Galadrielle Allman was two-years old when her father, Allman Brothers Band founder Duane Allman, was killed in a motorcycle accident October 29, 1971. Since that time, she has been chasing a phantom and that chase has manifested as Please Be With Me: A Song for My Father, Duane Allman. It is a welcome addition to the DA bibliography, joining Randy Poe's Skydog: The Duane Allman Story (Back Beat, 2006). Please Be With Me emerged in close proximity to the CD-boxset Skydog: The Duane Allman Retrospective (Rounder Records, 2013), which was produced by Galadrielle Allman.

What Galadrielle Allman brings to her father's story (compared with Poe's) is an intimacy and immediacy that further humanizes Allman as not only a musical genius, but also a wayward kid who died just short of his 25th birthday. Allman comes up short in the human interest portion of Poe's account with the author baring Allman's shortcomings (selfishness and child abandonment) in a harsh light. The guitarist's daughter does not pull any punches with her father, but also passes no judgment, rendering an even-handed account of the musician's life that that of her young mother during a period of great change and innovation in American music.

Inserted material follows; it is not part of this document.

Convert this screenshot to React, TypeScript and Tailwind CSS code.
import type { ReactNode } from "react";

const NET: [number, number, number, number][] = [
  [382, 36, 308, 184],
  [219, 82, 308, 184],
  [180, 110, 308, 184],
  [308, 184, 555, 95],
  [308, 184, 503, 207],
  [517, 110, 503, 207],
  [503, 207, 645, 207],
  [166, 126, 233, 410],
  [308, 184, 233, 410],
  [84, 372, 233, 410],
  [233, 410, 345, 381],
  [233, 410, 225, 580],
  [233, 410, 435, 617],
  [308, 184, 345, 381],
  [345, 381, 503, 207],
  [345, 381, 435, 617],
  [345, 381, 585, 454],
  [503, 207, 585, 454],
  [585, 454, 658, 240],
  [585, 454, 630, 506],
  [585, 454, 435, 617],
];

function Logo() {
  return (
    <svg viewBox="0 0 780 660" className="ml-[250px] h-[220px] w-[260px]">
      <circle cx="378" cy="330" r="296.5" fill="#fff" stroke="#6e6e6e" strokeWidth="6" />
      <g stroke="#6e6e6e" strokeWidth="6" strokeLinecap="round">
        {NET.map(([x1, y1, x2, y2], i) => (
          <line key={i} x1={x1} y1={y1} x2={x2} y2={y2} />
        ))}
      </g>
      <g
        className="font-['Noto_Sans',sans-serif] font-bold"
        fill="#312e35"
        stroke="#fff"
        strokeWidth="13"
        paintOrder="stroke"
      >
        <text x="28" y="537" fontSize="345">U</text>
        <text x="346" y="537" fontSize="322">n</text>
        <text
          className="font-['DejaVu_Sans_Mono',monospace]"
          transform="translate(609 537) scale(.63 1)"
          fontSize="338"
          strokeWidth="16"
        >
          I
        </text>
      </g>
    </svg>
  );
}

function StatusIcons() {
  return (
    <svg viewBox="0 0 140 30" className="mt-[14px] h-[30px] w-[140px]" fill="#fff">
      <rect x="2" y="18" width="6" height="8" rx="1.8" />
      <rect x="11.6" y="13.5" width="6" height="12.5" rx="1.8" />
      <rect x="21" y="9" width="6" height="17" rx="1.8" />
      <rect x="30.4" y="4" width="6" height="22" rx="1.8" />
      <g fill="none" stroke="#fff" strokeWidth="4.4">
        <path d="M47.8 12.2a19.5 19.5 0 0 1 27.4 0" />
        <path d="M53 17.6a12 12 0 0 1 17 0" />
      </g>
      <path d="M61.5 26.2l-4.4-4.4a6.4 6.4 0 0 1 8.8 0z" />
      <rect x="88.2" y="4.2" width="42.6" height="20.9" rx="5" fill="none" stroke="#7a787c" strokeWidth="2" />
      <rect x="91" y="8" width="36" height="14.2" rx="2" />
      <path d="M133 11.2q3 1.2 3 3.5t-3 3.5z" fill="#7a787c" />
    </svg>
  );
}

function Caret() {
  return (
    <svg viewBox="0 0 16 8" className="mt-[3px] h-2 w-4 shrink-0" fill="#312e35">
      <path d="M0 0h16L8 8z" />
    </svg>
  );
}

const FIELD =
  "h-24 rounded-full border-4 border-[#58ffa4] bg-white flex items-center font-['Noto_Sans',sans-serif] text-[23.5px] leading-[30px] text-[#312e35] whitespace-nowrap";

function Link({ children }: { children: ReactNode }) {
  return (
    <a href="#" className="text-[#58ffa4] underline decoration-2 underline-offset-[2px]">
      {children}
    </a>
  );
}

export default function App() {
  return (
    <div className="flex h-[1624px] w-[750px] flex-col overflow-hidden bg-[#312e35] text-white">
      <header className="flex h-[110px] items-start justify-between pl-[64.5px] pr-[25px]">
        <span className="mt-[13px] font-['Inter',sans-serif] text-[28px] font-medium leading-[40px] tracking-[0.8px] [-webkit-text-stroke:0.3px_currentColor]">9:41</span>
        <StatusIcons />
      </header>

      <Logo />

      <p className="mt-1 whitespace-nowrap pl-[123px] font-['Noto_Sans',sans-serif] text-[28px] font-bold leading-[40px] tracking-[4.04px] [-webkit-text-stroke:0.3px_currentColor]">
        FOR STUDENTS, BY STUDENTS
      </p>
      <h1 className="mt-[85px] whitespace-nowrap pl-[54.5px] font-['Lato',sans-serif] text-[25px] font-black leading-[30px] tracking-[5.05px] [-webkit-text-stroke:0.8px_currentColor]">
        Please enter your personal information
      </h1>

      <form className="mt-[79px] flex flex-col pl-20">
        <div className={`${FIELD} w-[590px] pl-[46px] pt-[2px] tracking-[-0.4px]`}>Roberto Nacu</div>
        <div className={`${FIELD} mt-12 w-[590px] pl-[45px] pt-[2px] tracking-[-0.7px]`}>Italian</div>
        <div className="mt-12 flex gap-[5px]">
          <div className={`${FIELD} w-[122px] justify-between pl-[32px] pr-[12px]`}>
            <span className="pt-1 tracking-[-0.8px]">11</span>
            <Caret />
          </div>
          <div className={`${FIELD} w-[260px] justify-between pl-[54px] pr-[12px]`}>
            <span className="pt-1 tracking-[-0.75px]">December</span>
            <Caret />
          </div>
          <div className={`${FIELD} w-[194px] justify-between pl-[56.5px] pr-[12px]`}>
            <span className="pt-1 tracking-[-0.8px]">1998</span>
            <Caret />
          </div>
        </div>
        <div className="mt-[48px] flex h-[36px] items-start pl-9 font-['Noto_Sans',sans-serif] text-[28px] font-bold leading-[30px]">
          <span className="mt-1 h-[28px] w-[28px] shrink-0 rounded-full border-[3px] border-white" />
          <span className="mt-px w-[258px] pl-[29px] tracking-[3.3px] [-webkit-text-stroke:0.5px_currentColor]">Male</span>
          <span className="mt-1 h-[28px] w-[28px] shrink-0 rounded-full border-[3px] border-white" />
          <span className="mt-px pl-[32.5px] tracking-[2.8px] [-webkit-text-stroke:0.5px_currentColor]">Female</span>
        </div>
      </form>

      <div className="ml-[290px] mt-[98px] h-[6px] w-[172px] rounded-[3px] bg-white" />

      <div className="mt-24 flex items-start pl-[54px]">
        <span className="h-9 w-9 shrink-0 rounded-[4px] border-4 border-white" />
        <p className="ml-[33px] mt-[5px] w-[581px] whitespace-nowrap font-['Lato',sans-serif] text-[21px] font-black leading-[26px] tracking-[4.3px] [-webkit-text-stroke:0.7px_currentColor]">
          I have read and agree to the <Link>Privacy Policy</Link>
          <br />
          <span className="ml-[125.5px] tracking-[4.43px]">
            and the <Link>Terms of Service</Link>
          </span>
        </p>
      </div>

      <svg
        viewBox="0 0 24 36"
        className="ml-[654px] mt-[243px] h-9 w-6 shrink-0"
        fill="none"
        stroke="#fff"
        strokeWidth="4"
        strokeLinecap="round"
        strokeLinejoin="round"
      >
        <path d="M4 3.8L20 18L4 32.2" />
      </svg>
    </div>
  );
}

Galadrielle Allman highlights the short six years that her father appeared as an in-demand session musician and the mere 31-month tenure he had leading the Allman Brothers Band. Allman was like Schubert in that he was musically active for only a very short time, but crammed that short time full of music, some of which has gone on to be an example of the best America had to offer. Galadrielle Allman's account of the formation and founding of the Allman Brothers Band may be the best in print. Its emphasis on the period following the death of her father is searing and effective. As much a labor of love as an academic study, Please Be With Me: A Song for My Father, Duane Allman is a thorough look at a short life that has proven to live forever.